What is expected:
From the material below, list every line containing "components".

Records provided:
■ ■ ■ ■

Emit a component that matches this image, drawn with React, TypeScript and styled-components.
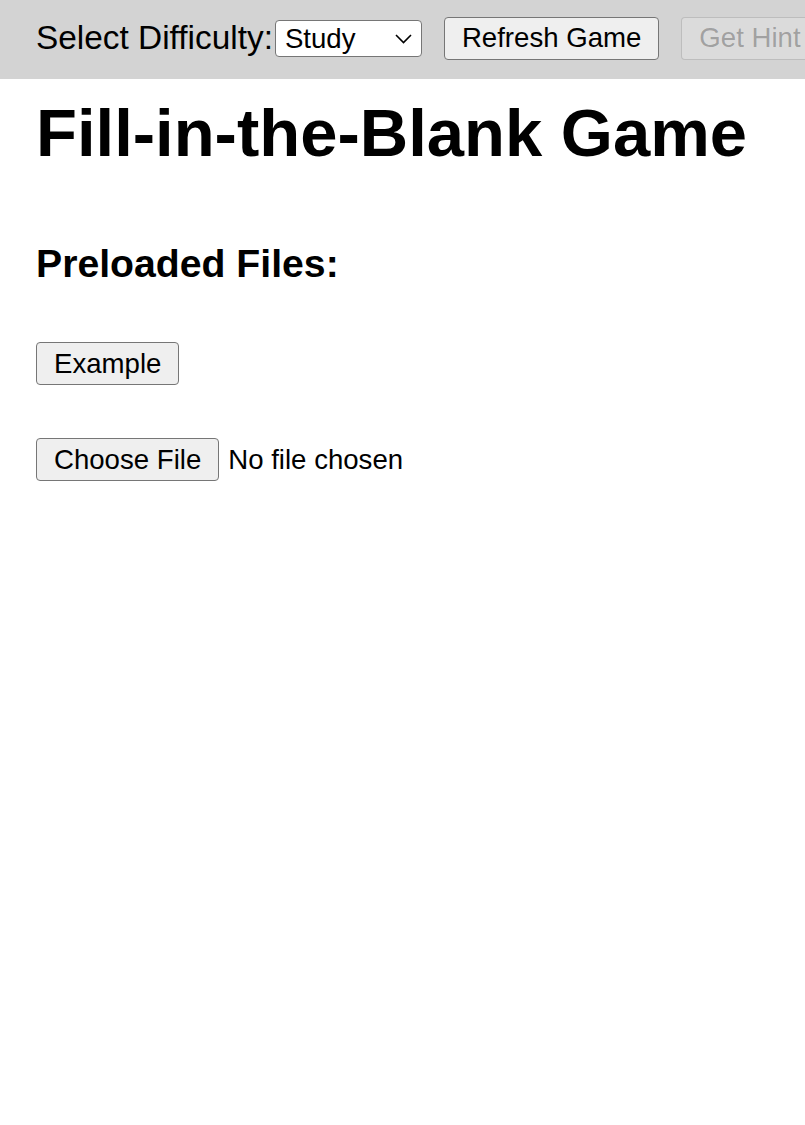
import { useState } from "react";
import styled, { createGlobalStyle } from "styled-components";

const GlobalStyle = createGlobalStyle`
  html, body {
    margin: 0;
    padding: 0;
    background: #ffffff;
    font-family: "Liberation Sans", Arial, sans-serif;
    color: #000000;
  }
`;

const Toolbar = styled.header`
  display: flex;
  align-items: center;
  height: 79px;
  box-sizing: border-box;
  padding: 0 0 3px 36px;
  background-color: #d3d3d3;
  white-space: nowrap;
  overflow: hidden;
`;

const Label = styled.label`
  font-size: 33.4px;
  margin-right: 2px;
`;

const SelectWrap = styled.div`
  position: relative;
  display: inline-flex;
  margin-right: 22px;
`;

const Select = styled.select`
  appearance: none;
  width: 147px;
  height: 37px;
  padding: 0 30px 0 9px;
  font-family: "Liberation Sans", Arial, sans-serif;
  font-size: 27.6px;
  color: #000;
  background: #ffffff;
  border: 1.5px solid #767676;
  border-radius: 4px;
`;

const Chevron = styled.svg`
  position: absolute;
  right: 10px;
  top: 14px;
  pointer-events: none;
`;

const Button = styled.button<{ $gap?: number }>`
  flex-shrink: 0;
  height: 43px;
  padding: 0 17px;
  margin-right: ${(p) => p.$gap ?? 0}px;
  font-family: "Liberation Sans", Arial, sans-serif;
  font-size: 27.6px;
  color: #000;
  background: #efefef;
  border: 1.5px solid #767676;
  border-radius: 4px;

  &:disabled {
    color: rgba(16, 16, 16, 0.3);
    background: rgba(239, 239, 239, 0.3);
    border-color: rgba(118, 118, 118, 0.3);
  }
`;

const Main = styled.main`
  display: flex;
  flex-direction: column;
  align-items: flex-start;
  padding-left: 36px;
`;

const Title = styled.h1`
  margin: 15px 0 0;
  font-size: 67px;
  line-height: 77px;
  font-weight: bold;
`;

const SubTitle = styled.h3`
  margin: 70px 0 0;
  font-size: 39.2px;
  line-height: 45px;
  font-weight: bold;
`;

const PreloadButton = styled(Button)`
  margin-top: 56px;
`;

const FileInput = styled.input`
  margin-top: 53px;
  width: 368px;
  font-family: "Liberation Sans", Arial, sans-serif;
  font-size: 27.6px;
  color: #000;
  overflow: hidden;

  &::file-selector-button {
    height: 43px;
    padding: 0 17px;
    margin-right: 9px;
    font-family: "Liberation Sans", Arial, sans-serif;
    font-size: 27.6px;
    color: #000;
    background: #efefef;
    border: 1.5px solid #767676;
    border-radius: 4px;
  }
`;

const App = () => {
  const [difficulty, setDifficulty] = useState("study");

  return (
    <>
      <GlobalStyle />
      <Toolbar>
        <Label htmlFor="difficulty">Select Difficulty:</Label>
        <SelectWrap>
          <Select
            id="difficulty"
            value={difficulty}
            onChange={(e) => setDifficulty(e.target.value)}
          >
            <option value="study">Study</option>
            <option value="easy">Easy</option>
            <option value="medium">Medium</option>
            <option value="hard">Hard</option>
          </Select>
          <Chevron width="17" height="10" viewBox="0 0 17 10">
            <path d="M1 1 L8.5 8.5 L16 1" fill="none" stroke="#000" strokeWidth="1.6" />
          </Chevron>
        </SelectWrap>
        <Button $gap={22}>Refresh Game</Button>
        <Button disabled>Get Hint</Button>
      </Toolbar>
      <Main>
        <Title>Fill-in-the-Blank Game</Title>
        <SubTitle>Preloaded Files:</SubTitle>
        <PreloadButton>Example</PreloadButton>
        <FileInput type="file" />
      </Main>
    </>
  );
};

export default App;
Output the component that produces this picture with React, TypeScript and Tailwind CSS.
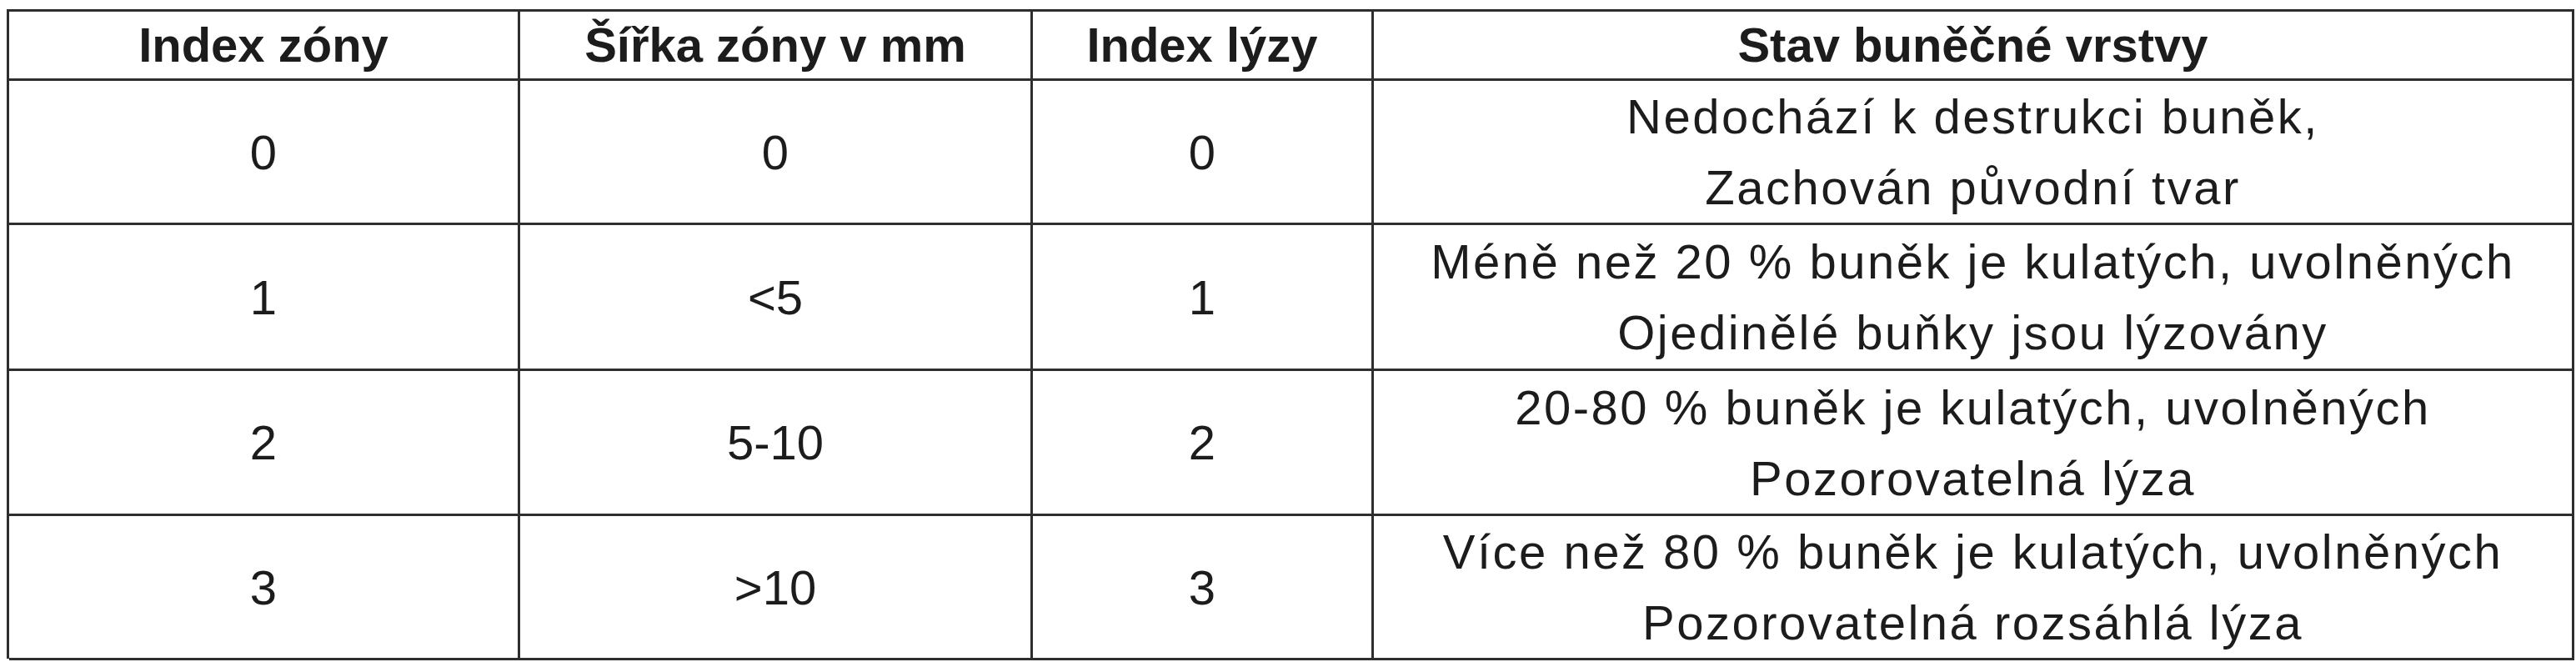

■ ■ ■ ■

Answer to the exercise:
Emit a component that matches this image, drawn with React, TypeScript and styled-components.
import styled, { createGlobalStyle } from "styled-components";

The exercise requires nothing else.